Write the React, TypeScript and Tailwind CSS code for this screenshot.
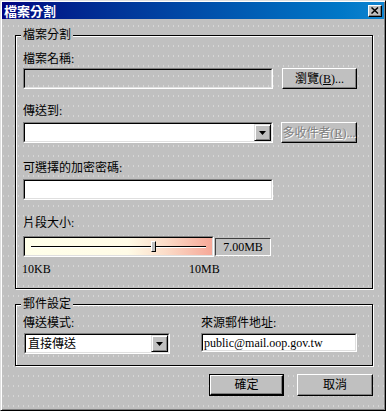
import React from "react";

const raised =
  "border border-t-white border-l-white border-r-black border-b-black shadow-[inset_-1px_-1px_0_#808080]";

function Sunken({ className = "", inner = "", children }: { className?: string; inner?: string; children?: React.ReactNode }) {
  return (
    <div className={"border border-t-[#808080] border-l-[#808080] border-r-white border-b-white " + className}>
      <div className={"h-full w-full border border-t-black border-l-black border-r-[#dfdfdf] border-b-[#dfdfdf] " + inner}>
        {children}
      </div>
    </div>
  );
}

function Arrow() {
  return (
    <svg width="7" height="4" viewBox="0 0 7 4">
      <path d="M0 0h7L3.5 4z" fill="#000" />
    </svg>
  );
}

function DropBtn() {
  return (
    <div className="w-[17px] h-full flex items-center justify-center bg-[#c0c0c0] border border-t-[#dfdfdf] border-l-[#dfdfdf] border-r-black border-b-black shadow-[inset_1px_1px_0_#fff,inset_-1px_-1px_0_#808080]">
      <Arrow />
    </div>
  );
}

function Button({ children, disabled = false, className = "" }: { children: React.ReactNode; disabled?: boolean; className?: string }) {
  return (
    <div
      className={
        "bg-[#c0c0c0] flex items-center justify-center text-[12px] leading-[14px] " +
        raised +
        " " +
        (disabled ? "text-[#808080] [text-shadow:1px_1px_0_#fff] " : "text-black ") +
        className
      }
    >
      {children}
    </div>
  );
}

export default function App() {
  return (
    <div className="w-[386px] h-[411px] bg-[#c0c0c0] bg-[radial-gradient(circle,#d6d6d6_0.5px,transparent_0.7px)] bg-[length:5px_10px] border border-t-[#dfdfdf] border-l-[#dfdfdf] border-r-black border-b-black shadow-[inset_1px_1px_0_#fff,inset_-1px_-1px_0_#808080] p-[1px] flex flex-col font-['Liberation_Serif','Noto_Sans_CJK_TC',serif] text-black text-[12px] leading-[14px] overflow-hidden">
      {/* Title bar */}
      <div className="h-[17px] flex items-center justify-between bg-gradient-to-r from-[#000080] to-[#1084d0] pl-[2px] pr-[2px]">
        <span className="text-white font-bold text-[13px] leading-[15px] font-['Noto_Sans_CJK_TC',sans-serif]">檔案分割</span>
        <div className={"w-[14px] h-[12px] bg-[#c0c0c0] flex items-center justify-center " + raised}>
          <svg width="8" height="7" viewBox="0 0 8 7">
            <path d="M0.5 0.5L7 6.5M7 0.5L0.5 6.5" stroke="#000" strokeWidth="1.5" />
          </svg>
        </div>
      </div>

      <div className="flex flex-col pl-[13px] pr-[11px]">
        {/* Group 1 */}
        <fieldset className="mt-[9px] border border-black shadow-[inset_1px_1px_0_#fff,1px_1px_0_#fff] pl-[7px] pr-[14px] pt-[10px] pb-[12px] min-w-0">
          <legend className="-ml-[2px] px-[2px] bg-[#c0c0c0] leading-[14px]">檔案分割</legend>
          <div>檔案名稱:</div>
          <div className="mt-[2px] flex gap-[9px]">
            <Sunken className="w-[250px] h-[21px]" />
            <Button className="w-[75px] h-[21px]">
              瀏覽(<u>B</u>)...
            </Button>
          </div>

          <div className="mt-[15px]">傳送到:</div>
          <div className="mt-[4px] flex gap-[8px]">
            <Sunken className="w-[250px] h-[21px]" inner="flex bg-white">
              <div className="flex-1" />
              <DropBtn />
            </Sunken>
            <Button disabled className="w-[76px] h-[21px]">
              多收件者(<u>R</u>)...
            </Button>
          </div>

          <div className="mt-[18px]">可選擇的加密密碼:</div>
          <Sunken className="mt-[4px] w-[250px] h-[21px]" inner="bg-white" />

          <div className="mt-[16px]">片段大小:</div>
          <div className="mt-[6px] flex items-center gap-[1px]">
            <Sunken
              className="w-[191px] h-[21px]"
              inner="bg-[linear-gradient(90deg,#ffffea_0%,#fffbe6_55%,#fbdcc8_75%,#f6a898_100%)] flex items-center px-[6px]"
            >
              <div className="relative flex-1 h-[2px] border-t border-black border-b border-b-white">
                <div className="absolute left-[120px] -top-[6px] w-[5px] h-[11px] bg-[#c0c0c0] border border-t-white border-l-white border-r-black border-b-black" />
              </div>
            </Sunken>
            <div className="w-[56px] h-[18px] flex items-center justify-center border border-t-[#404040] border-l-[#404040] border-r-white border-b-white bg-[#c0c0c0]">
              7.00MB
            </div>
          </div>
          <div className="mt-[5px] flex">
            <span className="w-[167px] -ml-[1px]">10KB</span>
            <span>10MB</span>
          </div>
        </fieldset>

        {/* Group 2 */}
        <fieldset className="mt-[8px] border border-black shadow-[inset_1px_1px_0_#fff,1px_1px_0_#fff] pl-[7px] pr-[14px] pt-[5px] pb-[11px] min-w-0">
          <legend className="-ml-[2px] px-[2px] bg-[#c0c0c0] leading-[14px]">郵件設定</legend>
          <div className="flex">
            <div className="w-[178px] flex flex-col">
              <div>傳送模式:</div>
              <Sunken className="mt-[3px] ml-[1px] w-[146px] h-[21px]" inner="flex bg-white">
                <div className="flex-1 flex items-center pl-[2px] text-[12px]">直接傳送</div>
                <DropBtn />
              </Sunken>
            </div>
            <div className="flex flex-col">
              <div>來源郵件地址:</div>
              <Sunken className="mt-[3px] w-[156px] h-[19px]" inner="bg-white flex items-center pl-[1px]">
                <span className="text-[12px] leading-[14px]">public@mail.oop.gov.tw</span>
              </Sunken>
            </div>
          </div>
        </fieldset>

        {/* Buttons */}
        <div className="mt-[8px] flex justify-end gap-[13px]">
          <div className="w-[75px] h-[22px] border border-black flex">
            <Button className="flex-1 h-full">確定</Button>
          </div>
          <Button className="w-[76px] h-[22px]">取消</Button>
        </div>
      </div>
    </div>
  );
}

▶ [GIVEN EXERCISE] Copy out the whole listing exactly, and don't carry over any pictures.

▶ [FINISHED EXERCISE]
Write the React, TypeScript and Tailwind CSS code for this screenshot.
import React from "react";

const raised =
  "border border-t-white border-l-white border-r-black border-b-black shadow-[inset_-1px_-1px_0_#808080]";

function Sunken({ className = "", inner = "", children }: { className?: string; inner?: string; children?: React.ReactNode }) {
  return (
    <div className={"border border-t-[#808080] border-l-[#808080] border-r-white border-b-white " + className}>
      <div className={"h-full w-full border border-t-black border-l-black border-r-[#dfdfdf] border-b-[#dfdfdf] " + inner}>
        {children}
      </div>
    </div>
  );
}

function Arrow() {
  return (
    <svg width="7" height="4" viewBox="0 0 7 4">
      <path d="M0 0h7L3.5 4z" fill="#000" />
    </svg>
  );
}

function DropBtn() {
  return (
    <div className="w-[17px] h-full flex items-center justify-center bg-[#c0c0c0] border border-t-[#dfdfdf] border-l-[#dfdfdf] border-r-black border-b-black shadow-[inset_1px_1px_0_#fff,inset_-1px_-1px_0_#808080]">
      <Arrow />
    </div>
  );
}

function Button({ children, disabled = false, className = "" }: { children: React.ReactNode; disabled?: boolean; className?: string }) {
  return (
    <div
      className={
        "bg-[#c0c0c0] flex items-center justify-center text-[12px] leading-[14px] " +
        raised +
        " " +
        (disabled ? "text-[#808080] [text-shadow:1px_1px_0_#fff] " : "text-black ") +
        className
      }
    >
      {children}
    </div>
  );
}

export default function App() {
  return (
    <div className="w-[386px] h-[411px] bg-[#c0c0c0] bg-[radial-gradient(circle,#d6d6d6_0.5px,transparent_0.7px)] bg-[length:5px_10px] border border-t-[#dfdfdf] border-l-[#dfdfdf] border-r-black border-b-black shadow-[inset_1px_1px_0_#fff,inset_-1px_-1px_0_#808080] p-[1px] flex flex-col font-['Liberation_Serif','Noto_Sans_CJK_TC',serif] text-black text-[12px] leading-[14px] overflow-hidden">
      {/* Title bar */}
      <div className="h-[17px] flex items-center justify-between bg-gradient-to-r from-[#000080] to-[#1084d0] pl-[2px] pr-[2px]">
        <span className="text-white font-bold text-[13px] leading-[15px] font-['Noto_Sans_CJK_TC',sans-serif]">檔案分割</span>
        <div className={"w-[14px] h-[12px] bg-[#c0c0c0] flex items-center justify-center " + raised}>
          <svg width="8" height="7" viewBox="0 0 8 7">
            <path d="M0.5 0.5L7 6.5M7 0.5L0.5 6.5" stroke="#000" strokeWidth="1.5" />
          </svg>
        </div>
      </div>

      <div className="flex flex-col pl-[13px] pr-[11px]">
        {/* Group 1 */}
        <fieldset className="mt-[9px] border border-black shadow-[inset_1px_1px_0_#fff,1px_1px_0_#fff] pl-[7px] pr-[14px] pt-[10px] pb-[12px] min-w-0">
          <legend className="-ml-[2px] px-[2px] bg-[#c0c0c0] leading-[14px]">檔案分割</legend>
          <div>檔案名稱:</div>
          <div className="mt-[2px] flex gap-[9px]">
            <Sunken className="w-[250px] h-[21px]" />
            <Button className="w-[75px] h-[21px]">
              瀏覽(<u>B</u>)...
            </Button>
          </div>

          <div className="mt-[15px]">傳送到:</div>
          <div className="mt-[4px] flex gap-[8px]">
            <Sunken className="w-[250px] h-[21px]" inner="flex bg-white">
              <div className="flex-1" />
              <DropBtn />
            </Sunken>
            <Button disabled className="w-[76px] h-[21px]">
              多收件者(<u>R</u>)...
            </Button>
          </div>

          <div className="mt-[18px]">可選擇的加密密碼:</div>
          <Sunken className="mt-[4px] w-[250px] h-[21px]" inner="bg-white" />

          <div className="mt-[16px]">片段大小:</div>
          <div className="mt-[6px] flex items-center gap-[1px]">
            <Sunken
              className="w-[191px] h-[21px]"
              inner="bg-[linear-gradient(90deg,#ffffea_0%,#fffbe6_55%,#fbdcc8_75%,#f6a898_100%)] flex items-center px-[6px]"
            >
              <div className="relative flex-1 h-[2px] border-t border-black border-b border-b-white">
                <div className="absolute left-[120px] -top-[6px] w-[5px] h-[11px] bg-[#c0c0c0] border border-t-white border-l-white border-r-black border-b-black" />
              </div>
            </Sunken>
            <div className="w-[56px] h-[18px] flex items-center justify-center border border-t-[#404040] border-l-[#404040] border-r-white border-b-white bg-[#c0c0c0]">
              7.00MB
            </div>
          </div>
          <div className="mt-[5px] flex">
            <span className="w-[167px] -ml-[1px]">10KB</span>
            <span>10MB</span>
          </div>
        </fieldset>

        {/* Group 2 */}
        <fieldset className="mt-[8px] border border-black shadow-[inset_1px_1px_0_#fff,1px_1px_0_#fff] pl-[7px] pr-[14px] pt-[5px] pb-[11px] min-w-0">
          <legend className="-ml-[2px] px-[2px] bg-[#c0c0c0] leading-[14px]">郵件設定</legend>
          <div className="flex">
            <div className="w-[178px] flex flex-col">
              <div>傳送模式:</div>
              <Sunken className="mt-[3px] ml-[1px] w-[146px] h-[21px]" inner="flex bg-white">
                <div className="flex-1 flex items-center pl-[2px] text-[12px]">直接傳送</div>
                <DropBtn />
              </Sunken>
            </div>
            <div className="flex flex-col">
              <div>來源郵件地址:</div>
              <Sunken className="mt-[3px] w-[156px] h-[19px]" inner="bg-white flex items-center pl-[1px]">
                <span className="text-[12px] leading-[14px]">public@mail.oop.gov.tw</span>
              </Sunken>
            </div>
          </div>
        </fieldset>

        {/* Buttons */}
        <div className="mt-[8px] flex justify-end gap-[13px]">
          <div className="w-[75px] h-[22px] border border-black flex">
            <Button className="flex-1 h-full">確定</Button>
          </div>
          <Button className="w-[76px] h-[22px]">取消</Button>
        </div>
      </div>
    </div>
  );
}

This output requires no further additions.